Los vecinos de Vidal, Jésica Ricardi, de 28 años, Luis Méndez, de 30, y su hijo Samuel, de siete, hace siete años que viven en el campo de al lado. Luis trabaja para la empresa arrocera Coopar y se encarga de cuidarles el ganado. En todos esos años les ha tocado abandonar la casa cuatro veces: todas debido al agua. Ellos no tienen ronda, y se van a Lascano con muebles y gallinas. La de 2016 los agarró durmiendo: cuando Jésica quiso acordar, ya tenía el agua en las patas; “agarré la linterna y empecé a juntar las cosas”, recuerda. “Pasa que hay mucha ronda en la vuelta, ahora se levanta agua y corta donde antes no lo hacía. En la primera creciente que pasamos [2010], bordeó la orilla de la ruta 15, pero esta última, ya no”, comenta Luis, que ya había visto cómo el chiquero había ido quedando seco en otras crecidas, y los chanchos negros por las hormigas, así que esta última vez sacó chanchos, vacas y ovejas del campo.

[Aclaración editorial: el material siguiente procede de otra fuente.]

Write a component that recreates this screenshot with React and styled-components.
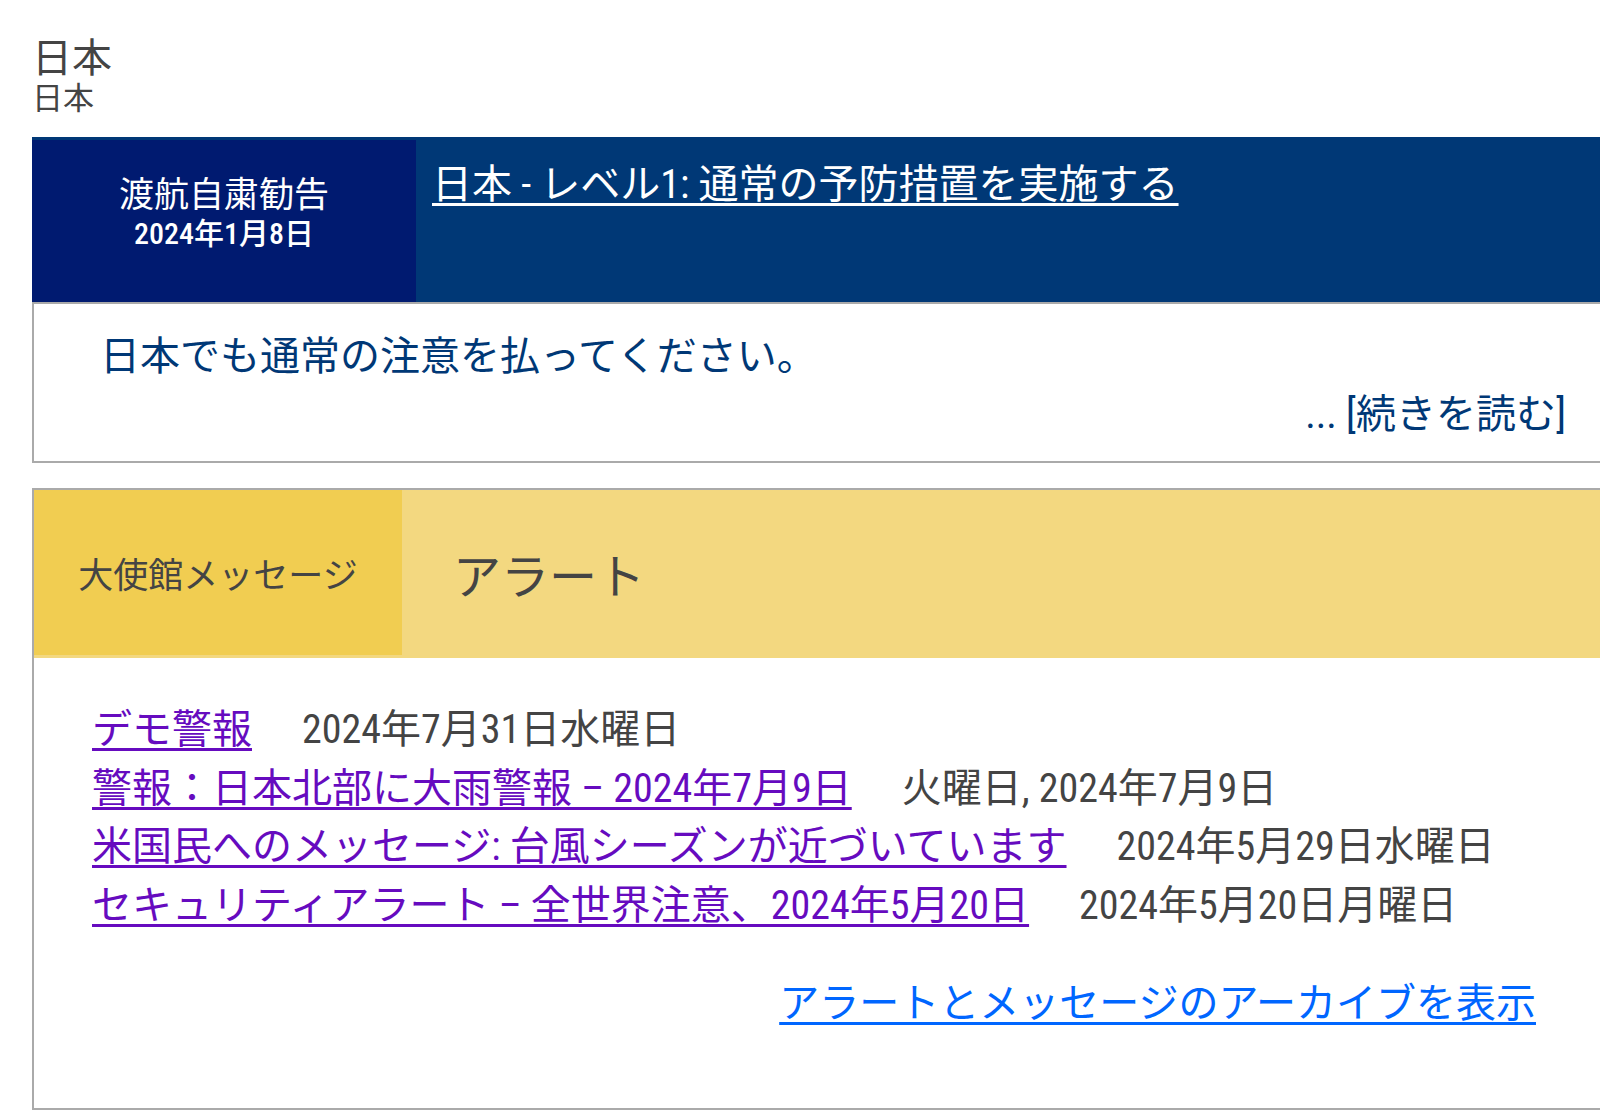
import React from 'react';
import styled, { createGlobalStyle } from 'styled-components';

const GlobalStyle = createGlobalStyle`
  html, body {
    margin: 0;
    padding: 0;
    background: #fff;
    overflow-x: hidden;
  }
  body {
    font-family: "Roboto Condensed", Roboto, "Noto Sans CJK JP", sans-serif;
    font-stretch: condensed;
    color: #444;
  }
`;

const Page = styled.div`
  width: 1604px;
  padding: 36px 0 0 32px;
`;

const Title = styled.h1`
  margin: 0;
  font-size: 40px;
  line-height: 45px;
  font-weight: 400;
  color: #444;
`;

const Subtitle = styled.div`
  font-size: 31px;
  line-height: 36px;
  color: #444;
`;

const Advisory = styled.section`
  margin-top: 20px;
`;

const AdvisoryHead = styled.div`
  display: flex;
  background: #003876;
  padding-top: 3px;
  min-height: 162px;
`;

const LevelCell = styled.div`
  width: 384px;
  flex: none;
  background: #001a70;
  color: #fff;
  text-align: center;
  padding-top: 35px;
  box-sizing: border-box;
`;

const LevelName = styled.div`
  font-size: 35px;
  line-height: 42px;
`;

const LevelDate = styled.div`
  font-size: 30px;
  line-height: 34px;
  font-weight: 500;
`;

const AdvisoryTitle = styled.div`
  flex: 1;
  padding: 16px 16px;
  font-size: 40px;
  line-height: 58px;
`;

const WhiteLink = styled.a`
  color: #fff;
  text-decoration: underline;
  text-underline-offset: 5px;
  text-decoration-thickness: 3px;
`;

const AdvisoryBody = styled.div`
  border: 2px solid #aaa;
  padding: 24px 68px 17px 66px;
  color: #003876;
  font-size: 40px;
  line-height: 58px;
`;

const ReadMore = styled.div`
  text-align: right;
`;

const NavyLink = styled.a`
  color: #003876;
  text-decoration: none;
`;

const Messages = styled.section`
  margin-top: 25px;
  border: 2px solid #aaa;
`;

const MessagesHead = styled.div`
  display: flex;
  background: #f3d880;
  padding-bottom: 3px;
`;

const KindCell = styled.div`
  width: 368px;
  height: 165px;
  flex: none;
  background: #f1cd51;
  display: flex;
  align-items: center;
  justify-content: center;
  font-size: 35px;
  color: #444;
`;

const HeadTitle = styled.div`
  display: flex;
  align-items: center;
  padding-left: 51px;
  font-size: 48px;
  color: #444;
`;

const MessagesBody = styled.div`
  padding: 43px 98px 74px 58px;
`;

const AlertList = styled.ul`
  list-style: none;
  margin: 0;
  padding: 0;
`;

const AlertRow = styled.li`
  font-size: 40px;
  line-height: 58.5px;
`;

const AlertLink = styled.a`
  color: #660bbf;
  text-decoration: underline;
  text-underline-offset: 5px;
  text-decoration-thickness: 3px;
`;

const AlertDate = styled.span`
  margin-left: 50px;
  color: #444;
`;

const Archive = styled.div`
  margin-top: 40px;
  text-align: right;
  font-size: 40px;
  line-height: 58.5px;
`;

const ArchiveLink = styled.a`
  color: #0066ff;
  text-decoration: underline;
  text-underline-offset: 5px;
  text-decoration-thickness: 3px;
`;

const alerts = [
  { title: 'デモ警報', date: '2024年7月31日水曜日' },
  { title: '警報：日本北部に大雨警報 – 2024年7月9日', date: '火曜日, 2024年7月9日' },
  { title: '米国民へのメッセージ: 台風シーズンが近づいています', date: '2024年5月29日水曜日' },
  { title: 'セキュリティアラート – 全世界注意、2024年5月20日', date: '2024年5月20日月曜日' },
];

export default function App() {
  return (
    <>
      <GlobalStyle />
      <Page>
        <Title>日本</Title>
        <Subtitle>日本</Subtitle>

        <Advisory>
          <AdvisoryHead>
            <LevelCell>
              <LevelName>渡航自粛勧告</LevelName>
              <LevelDate>2024年1月8日</LevelDate>
            </LevelCell>
            <AdvisoryTitle>
              <WhiteLink href="#">日本 - レベル1: 通常の予防措置を実施する</WhiteLink>
            </AdvisoryTitle>
          </AdvisoryHead>
          <AdvisoryBody>
            日本でも通常の注意を払ってください。
            <ReadMore>
              <NavyLink href="#">... [続きを読む]</NavyLink>
            </ReadMore>
          </AdvisoryBody>
        </Advisory>

        <Messages>
          <MessagesHead>
            <KindCell>大使館メッセージ</KindCell>
            <HeadTitle>アラート</HeadTitle>
          </MessagesHead>
          <MessagesBody>
            <AlertList>
              {alerts.map((a) => (
                <AlertRow key={a.title}>
                  <AlertLink href="#">{a.title}</AlertLink>
                  <AlertDate>{a.date}</AlertDate>
                </AlertRow>
              ))}
            </AlertList>
            <Archive>
              <ArchiveLink href="#">アラートとメッセージのアーカイブを表示</ArchiveLink>
            </Archive>
          </MessagesBody>
        </Messages>
      </Page>
    </>
  );
}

Hay otros que deciden quedarse, como una pareja de septuagenarios que durmieron cuatro noches en un colchón que pusieron arriba de un carro en un campo de Costa Pelotas. El Rano iba en lancha todos los días a llevarles víveres y ver cómo estaban, porque no hubo quién lograra hacerlos abandonar el rancho.

La operación retorno también es complicada. La casa está llena de lodo y cuanto bicho ande en la vuelta. Y después del agua, inunda el olor a podredumbre. Llegar, limpiar, desinfectar, y llorar para que no se ahogue la alegría de, por lo menos, no lamentar muertes.